Natürlich ist es gerechtfertigt, einem senilen Präsidenten zu sagen, er sei nicht mehr fähig, sein Amt auszuüben und – horribile dictu! – dessen Verlängerung anzustreben. Denn hier ist die Gefahr des Schadens, der dadurch für andere entstehen könnte, maßgeblich. Aber in all den Fällen, in denen der alte Mensch, ohne Unheil anzurichten, nach allen Lebensmöglichkeiten hascht – also zugleich ein profitables Mitglied der krakenartig sich dehnenden Altersbelebungsindustrie (Reisen, Sport, Sex, Wellness, Spiritualität) wird –, wirkt das überkommene Modell des „würdevollen Alterns“ antiquiert.
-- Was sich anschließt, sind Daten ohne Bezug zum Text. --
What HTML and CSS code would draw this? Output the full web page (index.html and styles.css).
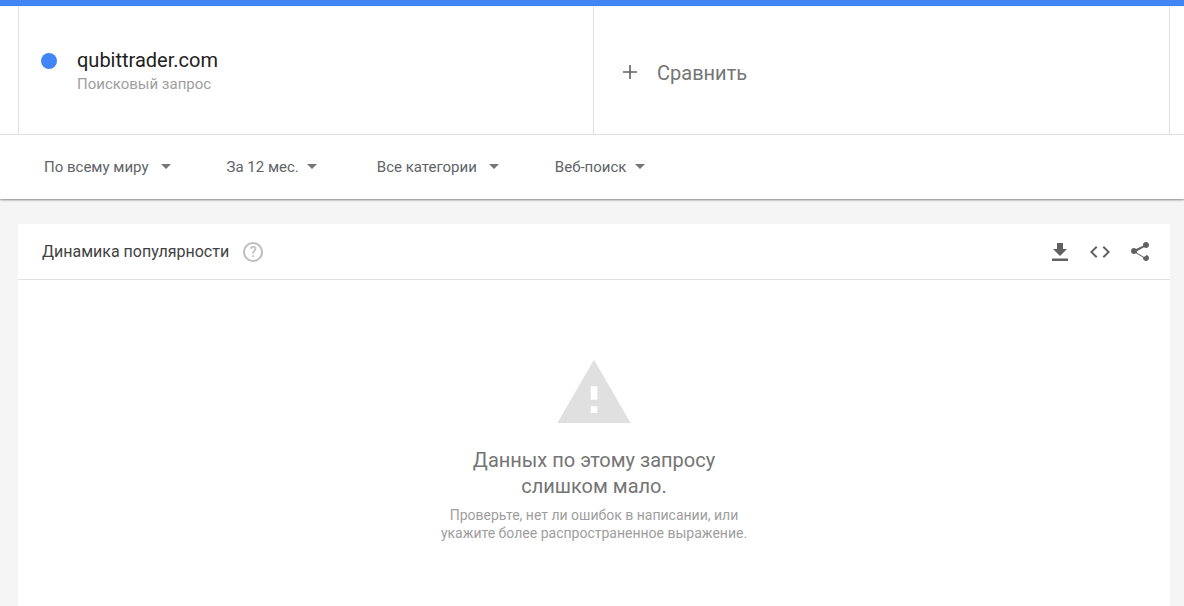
FILE: index.html
```html
<!DOCTYPE html>
<html lang="ru">
<head>
    <meta charset="UTF-8">
    <title>Google Trends</title>
    <link rel="stylesheet" href="styles.css">
</head>
<body>
    <div class="topBar"></div>
    <div class="header">
        <div class="compare">
            <div class="term">
                <span class="dot"></span>
                <div>
                    <div class="termName">qubittrader.com</div>
                    <div class="termType">Поисковый запрос</div>
                </div>
            </div>
            <div class="term addTerm">
                <svg class="plus" width="16" height="16" viewBox="0 0 16 16"><path d="M7.2 1h1.6v6.2H15v1.6H8.800V15H7.200V8.800H1V7.200h6.200z"/></svg>
                <span>Сравнить</span>
            </div>
        </div>
        <div class="filters">
            <div class="filter f1">По всему миру<span class="arrow"></span></div>
            <div class="filter f2">За 12 мес.<span class="arrow"></span></div>
            <div class="filter f3">Все категории<span class="arrow"></span></div>
            <div class="filter f4">Веб-поиск<span class="arrow"></span></div>
        </div>
    </div>
    <div class="card">
        <div class="cardHead">
            <span class="cardTitle">Динамика популярности</span>
            <span class="help">?</span>
            <div class="tools">
                <svg width="24" height="24" viewBox="0 0 24 24"><path d="M19 9h-4V3H9v6H5l7 7 7-7zM4 18.500h16V21H4z"/></svg>
                <svg width="24" height="24" viewBox="0 0 24 24"><path d="M9.400 16.600 4.800 12l4.600-4.600L8 6l-6 6 6 6zM14.600 16.600l4.600-4.600-4.600-4.600L16 6l6 6-6 6z"/></svg>
                <svg width="24" height="24" viewBox="0 0 24 24"><path d="M18 16.100c-.8 0-1.400.3-2 .8l-7.100-4.200c.1-.2.100-.5.100-.7s0-.5-.1-.7L16 7.200c.5.500 1.200.8 2 .8 1.700 0 3-1.300 3-3s-1.300-3-3-3-3 1.300-3 3c0 .2 0 .5.100.7L8 8.900C7.500 8.400 6.800 8.100 6 8.100c-1.700 0-3 1.300-3 3s1.300 3 3 3c.8 0 1.500-.3 2-.8l7.100 4.200c-.1.200-.1.400-.1.600 0 1.600 1.300 2.900 3 2.900s3-1.300 3-2.900-1.300-3-3-3z"/></svg>
            </div>
        </div>
        <div class="empty">
            <svg class="warn" width="80" height="80" viewBox="0 0 24 24"><path d="M1 21h22L12 2 1 21zm12-3h-2v-2h2v2zm0-4h-2v-4h2v4z"/></svg>
            <div class="emptyTitle">Данных по этому запросу<br>слишком мало.</div>
            <div class="emptyText">Проверьте, нет ли ошибок в написании, или<br>укажите более распространенное выражение.</div>
        </div>
    </div>
</body>
</html>
```

FILE: styles.css
```css
body{
    margin: 0;
    height: 606px;
    overflow: hidden;
    background: #f5f5f5;
    font-family: Roboto, "Liberation Sans", sans-serif;
}

.topBar{
    height: 6px;
    background: #4285f4;
}

.header{
    background: #fff;
    box-shadow: 0 1px 2px rgba(0,0,0,.45);
}

.compare{
    display: flex;
    height: 128px;
    margin: 0 14px 0 18px;
    border-left: 1px solid #e0e0e0;
    border-right: 1px solid #e0e0e0;
}

.term{
    display: flex;
    align-items: center;
    width: 574px;
    padding-top: 1px;
    box-sizing: border-box;
}

.dot{
    width: 16px;
    height: 16px;
    margin: 0 20px 20px 22px;
    border-radius: 50%;
    background: #4285f4;
}

.termName{
    font-size: 20px;
    line-height: 24px;
    color: #212121;
}

.termType{
    margin-top: 2px;
    font-size: 15px;
    line-height: 20px;
    color: #9e9e9e;
}

.addTerm{
    flex: 1;
    border-left: 1px solid #e0e0e0;
    padding-left: 28px;
    padding-top: 5px;
    font-size: 20px;
    color: #757575;
}

.plus{
    margin-right: 19px;
    margin-bottom: 2px;
    fill: #616161;
}

.filters{
    display: flex;
    align-items: center;
    height: 65px;
    padding: 0 0 1px 44px;
    border-top: 1px solid #e0e0e0;
    box-sizing: border-box;
    font-size: 15px;
    color: #5f6368;
}

.filter{
    display: flex;
    align-items: center;
}

.f1{
    margin-right: 56px;
}

.f2{
    margin-right: 60px;
}

.f3{
    margin-right: 56px;
}

.arrow{
    width: 0;
    height: 0;
    margin-left: 12px;
    border-left: 5.500px solid transparent;
    border-right: 5.500px solid transparent;
    border-top: 5.500px solid #757575;
}

.f2 .arrow{
    margin-left: 8px;
}

.f4 .arrow{
    margin-left: 9px;
}

.card{
    width: 1152px;
    height: 382px;
    margin: 25px 0 0 18px;
    background: #fff;
}

.cardHead{
    display: flex;
    align-items: center;
    height: 55px;
    padding: 0 8px 0 24px;
    border-bottom: 1px solid #e0e0e0;
}

.cardTitle{
    font-size: 16px;
    color: #424242;
}

.help{
    width: 16px;
    height: 16px;
    margin-left: 14px;
    border: 2px solid #bdbdbd;
    border-radius: 50%;
    font-size: 14px;
    font-weight: 500;
    line-height: 16px;
    text-align: center;
    color: #bdbdbd;
}

.tools{
    display: flex;
    gap: 16px;
    margin-left: auto;
    margin-right: 10px;
}

.tools svg{
    fill: #616161;
}

.empty{
    text-align: center;
    padding-top: 73px;
    width: 1152px;
}

.warn{
    display: block;
    margin: 0 auto;
    fill: #e0e0e0;
}

.emptyTitle{
    margin-top: 14px;
    font-size: 20px;
    line-height: 26px;
    color: #757575;
}

.emptyText{
    margin-top: 7px;
    font-size: 14px;
    line-height: 18px;
    color: #9e9e9e;
}
```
Menschen, die bloß in Würde altern wollen, statt Lebenslust aus ihrem Lebensabend zu pressen, stammen aus einem anderen Jahrhundert, oder?
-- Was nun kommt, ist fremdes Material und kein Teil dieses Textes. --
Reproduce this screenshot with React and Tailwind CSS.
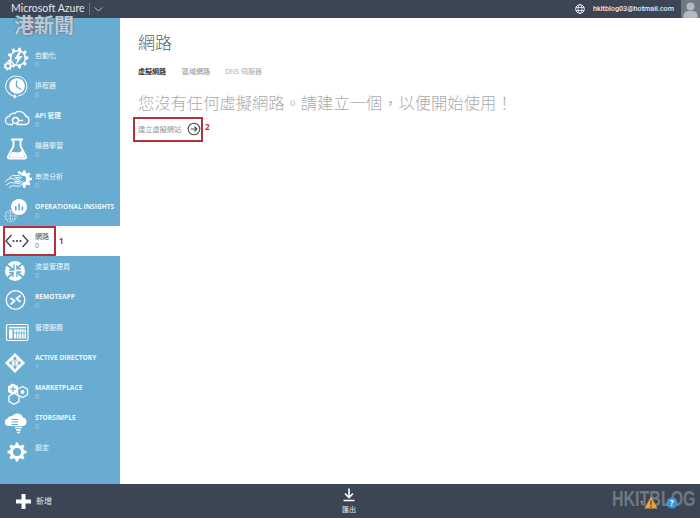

Damit verändert sich die Situation des Alters, dessen Realität ohnehin nie besonders attraktiv war. Zwar animiert die Umwelt den Senior, die Seniorin, „aktiv“ zu bleiben, aber sie reagiert auch zunehmend widerwillig auf die immer größer werdende Masse der Alten, welche der Öffentlichkeit immer mehr kosten und immer mehr Platz wegnehmen. Zwar ist – laut hedonistischem Befund – niemand jemals zu alt für irgendetwas, man kraxelt auf Berge und flutet als Tourist ganze Städte, doch die Masse der Vergnügungslustigen bringt mit sich, dass die Wertschätzung durch die Jüngeren, die um ihre eigene Altersversorgung fürchten müssen, rapide schwindet.
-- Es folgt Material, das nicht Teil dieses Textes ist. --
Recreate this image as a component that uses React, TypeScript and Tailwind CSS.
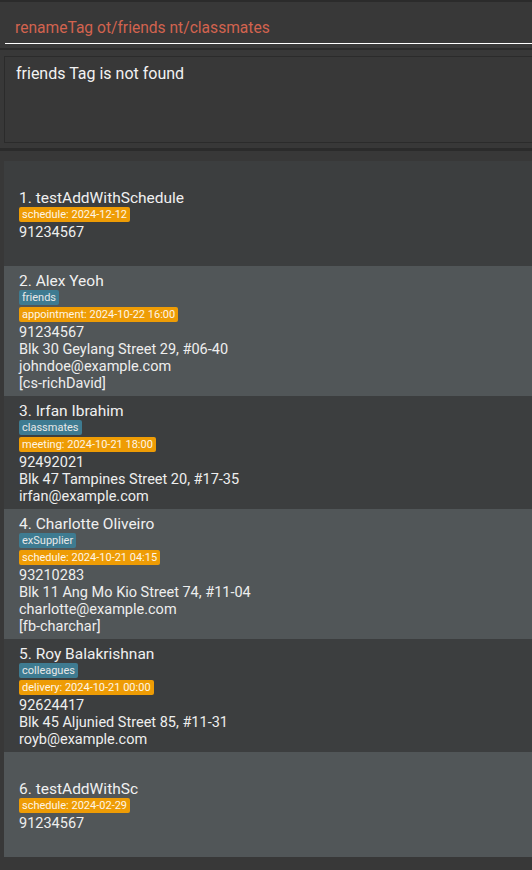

Gewiss darf man dem alten Menschen sagen, dass er – beispielhaft gesprochen – zu alt sei, um ein Auto zu lenken, falls er im fließenden Verkehr eine Gefahrenquelle darstellt. Und ganz gewiss ist ein solches Urteil gerechtfertigt, sobald hohe und höchste Staatsämter ins Spiel kommen, die Macht nach innen und außen verleihen. Allgemein sollte jede Leistungsgesellschaft beachten: Will man dem Stress der Betagtheit entgegenwirken, dann darf die Maxime, wonach niemand „zu alt für was auch immer“ sei, kein Altersverleugnungsprinzip werden. Denn für jeden Menschen kommt der Moment, an dem ein Leben, das Achtung verdient, nur möglich ist, wenn es nicht in der altersstarrsinnigen Leugnung des eigenen Alters steckenbleibt.